# MATERIAL start

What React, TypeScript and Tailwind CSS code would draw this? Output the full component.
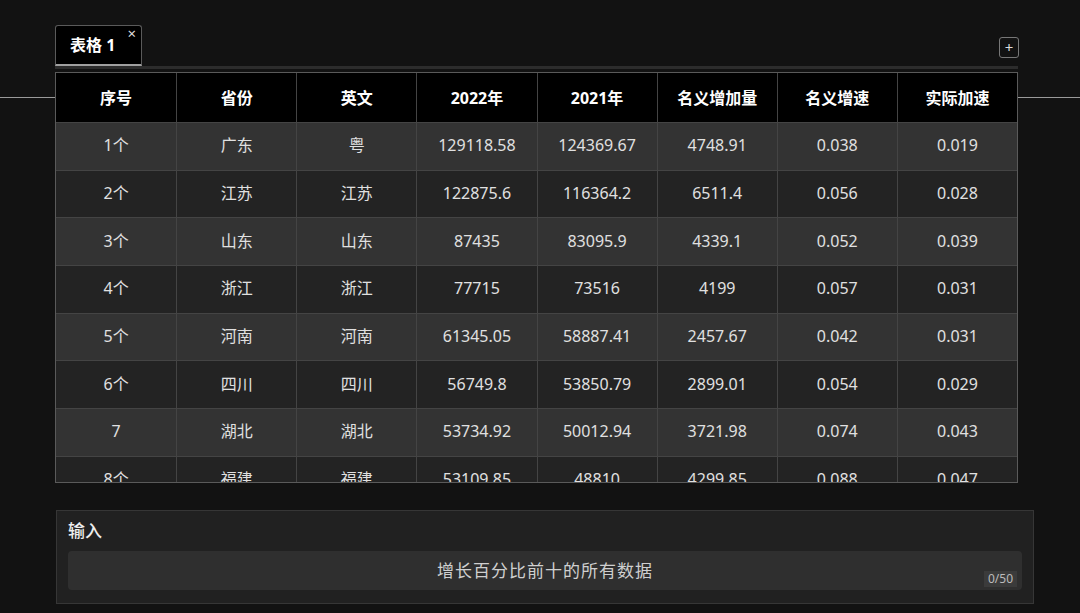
import React from "react";

const headers = ["序号", "省份", "英文", "2022年", "2021年", "名义增加量", "名义增速", "实际加速"];

const rows: string[][] = [
  ["1个", "广东", "粤", "129118.58", "124369.67", "4748.91", "0.038", "0.019"],
  ["2个", "江苏", "江苏", "122875.6", "116364.2", "6511.4", "0.056", "0.028"],
  ["3个", "山东", "山东", "87435", "83095.9", "4339.1", "0.052", "0.039"],
  ["4个", "浙江", "浙江", "77715", "73516", "4199", "0.057", "0.031"],
  ["5个", "河南", "河南", "61345.05", "58887.41", "2457.67", "0.042", "0.031"],
  ["6个", "四川", "四川", "56749.8", "53850.79", "2899.01", "0.054", "0.029"],
  ["7", "湖北", "湖北", "53734.92", "50012.94", "3721.98", "0.074", "0.043"],
  ["8个", "福建", "福建", "53109.85", "48810", "4299.85", "0.088", "0.047"],
];

export default function App() {
  return (
    <div
      className="relative w-[1080px] h-[613px] overflow-hidden bg-[#121212] text-[#e2e2e2]"
      style={{ fontFamily: '"Noto Sans", "Noto Sans CJK SC", sans-serif' }}
    >
      {/* guide line behind the table */}
      <div className="absolute left-0 right-0 top-[97px] h-px bg-[#9a9a9a]" />

      <div className="relative pl-[55px] w-[1018px]">
        {/* Tab bar */}
        <div className="flex items-end justify-between pt-[25px]">
          <div className="relative w-[87px] h-[41px] bg-black border border-[#5a5a5a] border-b-2 border-b-[#a0a0a0] rounded-t-[3px] flex items-center pl-[14px]">
            <span className="text-white font-bold text-[16px]">表格 1</span>
            <span className="absolute right-[5px] top-[0px] text-[15px] leading-none text-[#ddd]">×</span>
          </div>
          <button className="mb-[8px] mr-[-1px] w-[20px] h-[21px] rounded-[3px] border border-[#777] flex items-center justify-center text-[#ddd] text-[15px] leading-none">
            +
          </button>
        </div>
        <div className="h-[3px] bg-[#2c2c2c]" />

        {/* Table */}
        <div className="mt-[3px] h-[411px] overflow-hidden border border-[#5a5a5a] bg-[#232323]">
          <div className="grid grid-cols-8 h-[49px] bg-black">
            {headers.map((h, i) => (
              <div
                key={h}
                className={`flex items-center justify-center text-white font-bold text-[16px] ${i > 0 ? "border-l border-[#444]" : ""}`}
              >
                {h}
              </div>
            ))}
          </div>
          {rows.map((r, ri) => (
            <div
              key={ri}
              className={`grid grid-cols-8 h-[47.7px] border-t border-[#444] ${ri % 2 === 0 ? "bg-[#333333]" : "bg-[#232323]"}`}
            >
              {r.map((c, ci) => (
                <div
                  key={ci}
                  className={`flex items-center justify-center pb-[2px] text-[16px] text-[#e0e0e0] ${ci > 0 ? "border-l border-[#444]" : ""}`}
                >
                  {c}
                </div>
              ))}
            </div>
          ))}
        </div>
      </div>

      {/* Input panel */}
      <div className="ml-[56px] mt-[27px] w-[978px] h-[94px] bg-[#212121] border border-[#363636] px-[11px] pt-[8px]">
        <div className="text-[17px] text-[#eee] font-medium leading-[24px]">输入</div>
        <div className="relative mt-[8px] h-[39px] rounded-[4px] bg-[#2f2f2f] flex items-center justify-center">
          <span className="text-[17px] text-[#cfcfcf] tracking-[1px]">增长百分比前十的所有数据</span>
          <span className="absolute right-[5px] bottom-[3px] bg-[#3b3b3b] px-[4px] text-[12px] leading-[16px] text-[#bbb]">
            0/50
          </span>
        </div>
      </div>
    </div>
  );
}
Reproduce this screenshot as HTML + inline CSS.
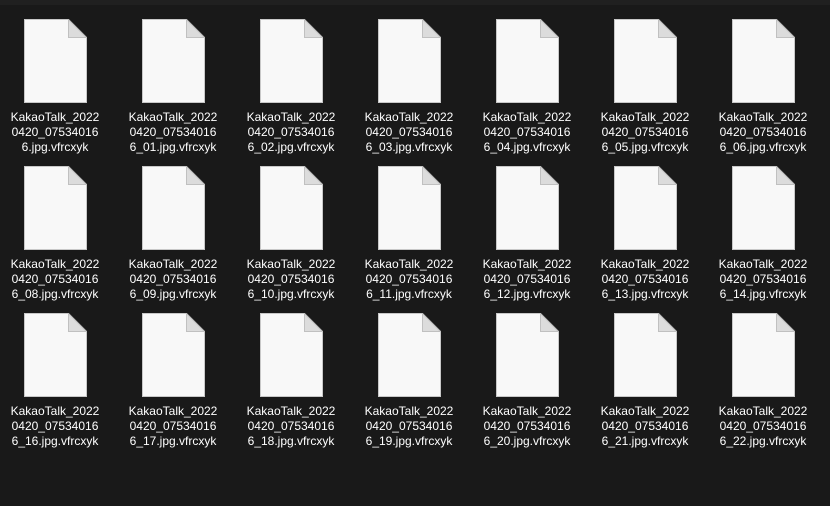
<!DOCTYPE html><html><head><style>
body{margin:0;width:830px;height:506px;background:#191919;overflow:hidden;position:relative;font-family:"Liberation Sans",sans-serif}
.top{position:absolute;left:0;top:0;width:830px;height:5px;background:#202020}
.it{position:absolute;width:118px;text-align:center;color:#fff;font-size:12px;line-height:15px}
.it svg{display:block;margin:0 auto 0 24px}
.t{margin-top:7px;width:100px;margin-left:5px;word-break:break-all}
</style></head><body><div class="top"></div>
<script>
var rows=[["","_01","_02","_03","_04","_05","_06"],["_08","_09","_10","_11","_12","_13","_14"],["_16","_17","_18","_19","_20","_21","_22"]];
var h="";
rows.forEach(function(r,ri){r.forEach(function(s,ci){
h+='<div class="it" style="left:'+(ci*118)+'px;top:'+(19+ri*147)+'px"><svg width="63" height="84" viewBox="0 0 63 84"><path d="M0.5 0.5H44.5L62.5 18.5V83.5H0.5Z" fill="#f8f8f8" stroke="#c8c8c8"/><path d="M44.5 0.5V18.5H62.5Z" fill="#dcdcdc" stroke="#c0c0c0"/></svg><div class="t">KakaoTalk_2022<br>0420_07534016<br>6'+s+'.jpg.vfrcxyk</div></div>';
});});
document.write(h);
</script>
</body></html>
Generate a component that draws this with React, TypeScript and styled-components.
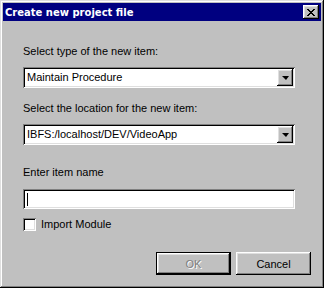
import styled, { createGlobalStyle } from "styled-components";

const GlobalStyle = createGlobalStyle`
  html, body {
    margin: 0;
    padding: 0;
    background: #c0c0c0;
  }
  body {
    font-family: "Liberation Sans", Arial, sans-serif;
    font-size: 11px;
  }
`;

const raised = `
  box-shadow: inset -1px -1px #000, inset 1px 1px #fff,
    inset -2px -2px #808080, inset 2px 2px #dfdfdf;
`;

const sunken = `
  box-shadow: inset 1px 1px #808080, inset -1px -1px #fff,
    inset 2px 2px #000, inset -2px -2px #dfdfdf;
`;

const Window = styled.div`
  box-sizing: border-box;
  width: 324px;
  height: 288px;
  padding: 3px;
  background: #c0c0c0;
  display: flex;
  flex-direction: column;
  box-shadow: inset -1px -1px #000, inset 1px 1px #dfdfdf,
    inset -2px -2px #808080, inset 2px 2px #fff;
`;

const TitleBar = styled.div`
  height: 18px;
  background: #000080;
  display: flex;
  align-items: center;
  justify-content: space-between;
  padding: 0 2px 0 2px;
`;

const Title = styled.span`
  color: #fff;
  font-weight: bold;
  font-size: 10px;
  font-family: "DejaVu Sans", Verdana, sans-serif;
`;

const CloseButton = styled.button`
  width: 16px;
  height: 14px;
  padding: 0;
  border: none;
  background: #c0c0c0;
  display: flex;
  align-items: center;
  justify-content: center;
  ${raised}
`;

const Body = styled.div`
  display: flex;
  flex-direction: column;
  padding: 24px 26px 0 20px;
  flex: 1;
`;

const Label = styled.div<{ $gap: number }>`
  line-height: 13px;
  height: 13px;
  color: #000;
  margin-top: ${({ $gap }) => $gap}px;
`;

const Combo = styled.div<{ $gap: number }>`
  box-sizing: border-box;
  height: 21px;
  margin-top: ${({ $gap }) => $gap}px;
  background: #fff;
  display: flex;
  align-items: center;
  padding: 2px;
  ${sunken}
`;

const ComboText = styled.span`
  flex: 1;
  padding-left: 2px;
  line-height: 13px;
`;

const ComboButton = styled.div`
  width: 16px;
  height: 17px;
  background: #c0c0c0;
  display: flex;
  align-items: center;
  justify-content: center;
  ${raised}
`;

const Arrow = styled.div`
  width: 0;
  height: 0;
  border-left: 4px solid transparent;
  border-right: 3px solid transparent;
  border-top: 4px solid #000;
  margin-top: 1px;
`;

const TextField = styled.div`
  box-sizing: border-box;
  height: 20px;
  margin-top: 10px;
  background: #fff;
  display: flex;
  align-items: center;
  padding: 3px 4px;
  ${sunken}
`;

const Caret = styled.div`
  width: 1px;
  height: 13px;
  background: #000;
`;

const CheckRow = styled.label`
  display: flex;
  align-items: center;
  margin-top: 9px;
  gap: 5px;
  line-height: 13px;
`;

const CheckBox = styled.span`
  box-sizing: border-box;
  width: 13px;
  height: 13px;
  background: #fff;
  ${sunken}
`;

const ButtonRow = styled.div`
  display: flex;
  justify-content: flex-end;
  gap: 5px;
  margin-top: 21px;
  margin-right: -16px;
`;

const Button = styled.button<{ $default?: boolean }>`
  box-sizing: border-box;
  width: 75px;
  height: 23px;
  padding: 0;
  border: none;
  background: #c0c0c0;
  font-family: "Liberation Sans", Arial, sans-serif;
  font-size: 11px;
  color: ${({ disabled }) => (disabled ? "#808080" : "#000")};
  text-shadow: ${({ disabled }) => (disabled ? "1px 1px #fff" : "none")};
  ${({ $default }) =>
    $default
      ? `box-shadow: inset 0 0 0 1px #000, inset -2px -2px #000, inset 2px 2px #fff,
    inset -3px -3px #808080, inset 3px 3px #dfdfdf;`
      : raised}
`;

export default function App() {
  return (
    <>
      <GlobalStyle />
      <Window>
        <TitleBar>
          <Title>Create new project file</Title>
          <CloseButton>
            <svg width="8" height="7" viewBox="0 0 8 7">
              <path d="M0 0h2v1h1v1h2V1h1V0h2v1H7v1H6v1H5v1h1v1h1v1h1v1H6V6H5V5H3v1H2v1H0V6h1V5h1V4h1V3H2V2H1V1H0z" fill="#000" />
            </svg>
          </CloseButton>
        </TitleBar>
        <Body>
          <Label $gap={0}>Select type of the new item:</Label>
          <Combo $gap={9}>
            <ComboText>Maintain Procedure</ComboText>
            <ComboButton>
              <Arrow />
            </ComboButton>
          </Combo>
          <Label $gap={14}>Select the location for the new item:</Label>
          <Combo $gap={9}>
            <ComboText>IBFS:/localhost/DEV/VideoApp</ComboText>
            <ComboButton>
              <Arrow />
            </ComboButton>
          </Combo>
          <Label $gap={21}>Enter item name</Label>
          <TextField>
            <Caret />
          </TextField>
          <CheckRow>
            <CheckBox />
            Import Module
          </CheckRow>
          <ButtonRow>
            <Button $default disabled>
              OK
            </Button>
            <Button>Cancel</Button>
          </ButtonRow>
        </Body>
      </Window>
    </>
  );
}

# MATERIAL end

▸ WORK TO BE COMPLETED: Leave out any pictures, please, and quote only the lines from the top of the data through the line that contains "left-0 right-0 top-[97px]".

▸ EXERCISE RESULT:
What React, TypeScript and Tailwind CSS code would draw this? Output the full component.
import React from "react";

const headers = ["序号", "省份", "英文", "2022年", "2021年", "名义增加量", "名义增速", "实际加速"];

const rows: string[][] = [
  ["1个", "广东", "粤", "129118.58", "124369.67", "4748.91", "0.038", "0.019"],
  ["2个", "江苏", "江苏", "122875.6", "116364.2", "6511.4", "0.056", "0.028"],
  ["3个", "山东", "山东", "87435", "83095.9", "4339.1", "0.052", "0.039"],
  ["4个", "浙江", "浙江", "77715", "73516", "4199", "0.057", "0.031"],
  ["5个", "河南", "河南", "61345.05", "58887.41", "2457.67", "0.042", "0.031"],
  ["6个", "四川", "四川", "56749.8", "53850.79", "2899.01", "0.054", "0.029"],
  ["7", "湖北", "湖北", "53734.92", "50012.94", "3721.98", "0.074", "0.043"],
  ["8个", "福建", "福建", "53109.85", "48810", "4299.85", "0.088", "0.047"],
];

export default function App() {
  return (
    <div
      className="relative w-[1080px] h-[613px] overflow-hidden bg-[#121212] text-[#e2e2e2]"
      style={{ fontFamily: '"Noto Sans", "Noto Sans CJK SC", sans-serif' }}
    >
      {/* guide line behind the table */}
      <div className="absolute left-0 right-0 top-[97px] h-px bg-[#9a9a9a]" />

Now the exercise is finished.